From our geometric categorization of transfer, we know that the difficulty of approximating a new task depends on its relation to the source tasks, e.g. whether it lies in the span of the source tasks and if not, the distance from the span of the source task as measured by the Hilbert space norm. On the other hand, since the function encoder trains basis functions, its approximation error is proportional to the distance between the span of the basis and the target task. Therefore, the approximation error of a function encoder on a new task aligns with the expected difficulty of that target task according to the geometric categorization of transfer. UAT is useful because it guarantees the existence of a function encoder which spans the source tasks. So assuming that the training procedure converges, we expect the function encoder’s approximation error to be conceptually equivalent to the difficulty of transfer suggested by the geometric view. We have added a paragraph highlighting this connection at the end of section 3.
- I do not see how the geometric view can give us more insights into the difficulty of the transfer learning problem, or how it can used to facilitate transfer learning in specific scenarios.
This is a great question. The geometric view of transfer provides a framework for categorizing transfer problems. Consider classifying images by attributes, such as identifying horses or stripes. If you want to detect zebras (striped horses), this likely involves type 1 transfer, where existing methods typically perform well. However, then classifying lung cancer from X-rays isn’t a linear combination of previous attributes, indicating type 3 transfer, making it significantly harder despite the apparent similarity between tasks. Thus, the geometric view helps assess the difficulty of transfer problems and suggests suitable approaches; for instance, our results indicate transformers aren’t effective for type 3 transfer.
- Do the authors have a principled way of choosing an appropriate k?
Please see our response to reviewer wRbf for questions 1 and 2 for additional details. The overhead for choosing a larger k is relatively small.

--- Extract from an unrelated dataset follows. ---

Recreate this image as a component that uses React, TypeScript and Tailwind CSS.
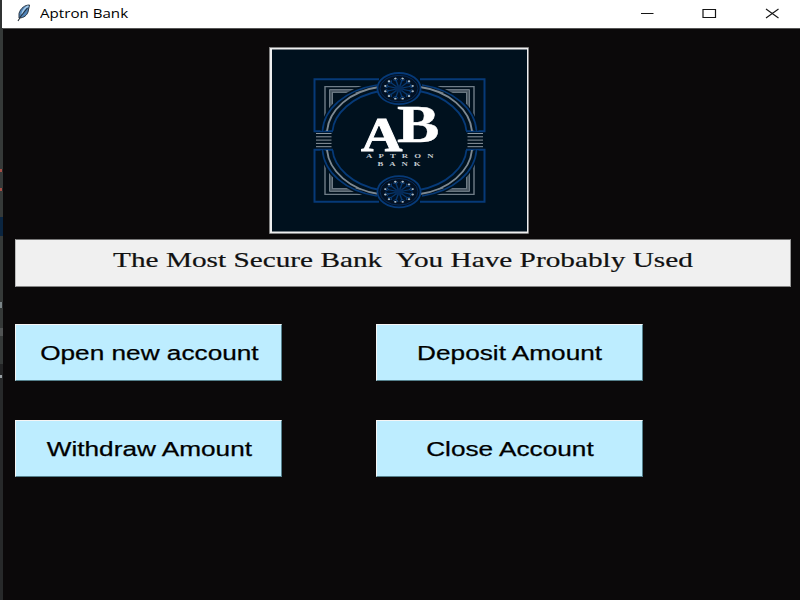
import React from "react";

const SPOKES = [0, 30, 60, 90, 120, 150, 180, 210, 240, 270, 300, 330];

function Rosette({ cy }: { cy: number }) {
  return (
    <g transform={`translate(399 ${cy})`}>
      <ellipse rx="21.6" ry="15.6" fill="#021124" stroke="#063a78" strokeWidth="1.8" />
      <ellipse rx="19" ry="13.3" fill="none" stroke="#052b5c" strokeWidth="0.9" />
      <g transform="scale(1.36 1)">
        {SPOKES.map((a) => (
          <g key={a} transform={`rotate(${a + 15})`}>
            <path d="M0 0V-8" stroke="#06386f" strokeWidth="1.1" />
            <path d="M-1.9 -9.8L0 -8L1.9 -9.8" fill="none" stroke="#0a4486" strokeWidth="0.7" />
            <circle cy="-10.4" r="0.95" fill="#a9bccb" />
          </g>
        ))}
        <circle r="3.4" fill="#052a58" />
      </g>
    </g>
  );
}

function Corner({ transform }: { transform?: string }) {
  return (
    <g transform={transform} fill="none">
      <path d="M379 79.3H314.5V131.3H333" stroke="#063a78" strokeWidth="2" />
      <path d="M325 118V86.6H374" stroke="#6f7d88" strokeWidth="1.4" />
      <path d="M331 109V91H361" stroke="#46545f" strokeWidth="3.6" />
      <path d="M329.6 110V89.7H363M332.4 107V92.3H359" stroke="#7d8993" strokeWidth="0.9" />
      <path d="M322.5 131C324 109 345 89 377 84.5" stroke="#00111e" strokeWidth="4" />
      <path d="M322.5 131C324 109 345 90 377 85" stroke="#063a78" strokeWidth="1.7" />
      <path d="M327 131C329 110 350 91 379 87" stroke="#7d8993" strokeWidth="1.9" />
      <path d="M332.5 131C334 114 352 96 380 91" stroke="#063a78" strokeWidth="1.8" />
    </g>
  );
}

function Pillar({ x }: { x: number }) {
  return (
    <g stroke="#8a959e" strokeWidth="1">
      {[133.5, 136.8, 140.1, 143.4, 146.7].map((y) => (
        <path key={y} d={`M${x} ${y}h15.5`} />
      ))}
    </g>
  );
}

function Logo() {
  return (
    <svg viewBox="269 47 260 187" className="block h-[187px] w-[260px]" role="img" aria-label="Aptron Bank">
      <rect x="269.5" y="47.5" width="259" height="186" fill="#eeeeef" stroke="#8b8b8b" strokeWidth="0.6" />
      <rect x="272" y="49.5" width="255" height="182" fill="#00111e" />
      <Corner />
      <Corner transform="translate(799 0) scale(-1 1)" />
      <Corner transform="translate(0 281) scale(1 -1)" />
      <Corner transform="translate(799 281) scale(-1 -1)" />
      <Pillar x={316} />
      <Pillar x={467.5} />
      <Rosette cy={88.6} />
      <Rosette cy={191.8} />
      <g fill="#fff" fontFamily="Liberation Serif, serif" fontWeight="700">
        <text transform="translate(361 150.6) scale(1.16 1)" fontSize="49.5" stroke="#fff" strokeWidth="0.9">A</text>
        <text transform="translate(397 142) scale(1.22 1)" fontSize="52" stroke="#fff" strokeWidth="0.5">B</text>
        <g fill="#c5cbd0" fontSize="7">
          <text transform="translate(366 158.3) scale(1.25 1)" textLength="54">APTRON</text>
          <text transform="translate(377.5 166) scale(1.25 1)" textLength="34.5">BANK</text>
        </g>
      </g>
    </svg>
  );
}

function Feather() {
  return (
    <svg viewBox="0 0 14 18" className="h-[18px] w-[14px]">
      <path d="M12.5 1C8 1 3.5 4 2 9.5L2 14C7 14 10 11 11 8Z" fill="#4f83b8" stroke="#2a3744" strokeWidth="1" />
      <path d="M11.5 2C9 3 6 6 5 10" fill="none" stroke="#a6cbea" strokeWidth="1.4" />
      <path d="M10.5 4L4 12L1 17" fill="none" stroke="#26313b" strokeWidth="1.1" />
    </svg>
  );
}

function ActionButton({ label, stretch }: { label: string; stretch: string }) {
  return (
    <button className="flex h-[57px] w-[267px] items-center justify-center border border-t-[#f5f5f5] border-l-[#f5f5f5] border-r-[#55808c] border-b-[#55808c] bg-[#bdedff] pl-px pt-px">
      <span className={`whitespace-nowrap text-[20px] leading-6 text-black [-webkit-text-stroke:0.25px_black] ${stretch}`}>{label}</span>
    </button>
  );
}

function EdgeStrip() {
  return (
    <div className="flex w-[3px] flex-col overflow-hidden bg-[#27292a]">
      <div className="h-[141px] bg-[#353938]" />
      <div className="h-[3px] w-[2px] bg-[#a44f46]" />
      <div className="h-[16px] bg-[#353938]" />
      <div className="h-[3px] w-[2px] bg-[#a44f46]" />
      <div className="h-[26px] bg-[#353938]" />
      <div className="h-[19px] bg-[#0b2540]" />
      <div className="h-[66px] bg-[#353938]" />
      <div className="h-[6px] w-[2px] bg-[#7b8588]" />
      <div className="h-[20px] bg-[#353938]" />
      <div className="h-[8px] bg-[#515454]" />
      <div className="h-[28px] bg-[#353938]" />
      <div className="h-[11px] bg-[#222324]" />
      <div className="h-[3px] w-[2px] bg-[#99a0a4]" />
    </div>
  );
}

export default function App() {
  return (
    <div className="flex h-[600px] w-[800px] flex-col overflow-hidden bg-[#0b090a] font-['Liberation_Sans',Arial,sans-serif]">
      <header className="flex h-7 shrink-0 bg-white">
        <div className="w-[2px] bg-[#303333]" />
        <div className="flex flex-1 items-center pb-[2px] pl-[15px]">
          <Feather />
          <span className="ml-[9px] mt-[2px] origin-left scale-x-[1.21] font-['Open_Sans','Noto_Sans',sans-serif] text-[12.5px] leading-5 text-black">
            Aptron Bank
          </span>
        </div>
        <svg viewBox="0 0 180 28" className="h-7 w-[180px]" fill="none" stroke="#151515">
          <path d="M21 13.5H33.5" />
          <path d="M83 9.5H95.5V17.5H83Z" strokeWidth="1.2" />
          <path d="M146 9L158.5 18M158.5 9L146 18" strokeWidth="1.1" />
        </svg>
      </header>
      <div className="flex min-h-0 flex-1">
        <EdgeStrip />
        <main className="flex flex-1 flex-col border-t border-[#555] pl-3 pr-[9px] pt-[18px]">
          <div className="pl-[254px]">
            <Logo />
          </div>
          <div className="mt-[5px] flex h-[48px] w-[776px] items-start justify-center border border-t-[#777] border-l-[#bbb] border-r-[#999] border-b-[#858585] bg-[#f0f0f0] pt-[6px]">
            <h1 className="scale-x-[1.394] whitespace-pre font-['Liberation_Serif','Times_New_Roman',serif] text-[21px] leading-7 text-[#111] [-webkit-text-stroke:0.2px_#111]">
              {"The Most Secure Bank  You Have Probably Used"}
            </h1>
          </div>
          <div className="mt-[37px] grid w-[628px] grid-cols-[267px_267px] gap-x-[94px] gap-y-[39px]">
            <ActionButton label="Open new account" stretch="scale-x-[1.31]" />
            <ActionButton label="Deposit Amount" stretch="scale-x-[1.31]" />
            <ActionButton label="Withdraw Amount" stretch="scale-x-[1.31]" />
            <ActionButton label="Close Account" stretch="scale-x-[1.31]" />
          </div>
        </main>
      </div>
    </div>
  );
}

Furthermore, the ablations show that k=100 is enough for all of the problems in this paper; This aligns with prior work. If k is chosen to be less than the dimensionality of the space, then the algorithm will likely learn the k principle basis functions, since doing so would minimize the loss. For example, see the ablation on k for the CIFAR dataset, where most of the prediction accuracy is due to 20 basis functions, and using additional basis functions provides only diminishing returns.
I thank the authors for the detailed response. I still think that the work [1] diminishes the novelty of the methodology of this work. For the geometric view of transfer, the authors explained with the example of classifying horses and classifying lung cancer, but I believe that one can tell the two tasks are highly dissimilar without the Hilbert space framework. The geometric categorization, while intuitive, does not seem to provide any fundamentally deeper understanding of the problem, and does not really give insights into the development of the methodology. Therefore, given the limited novelty of the theoretical framework and the methodology, I choose to maintain my score.
This paper presents a geometric framework for transfer learning in Hilbert spaces, identifying three transfer types: interpolation, extrapolation within span, and beyond. The authors propose a function encoder trained via least-squares, backed by a universal approximation theorem. Experiments show it outperforms transformers and meta-learning across diverse benchmarks and transfer scenarios. The reviewers appreciate the simplicity and clarity of the proposed method. They also pointed out a few limitations in the theory and experiment. The authors should revise the paper according to the reviews and rebuttals.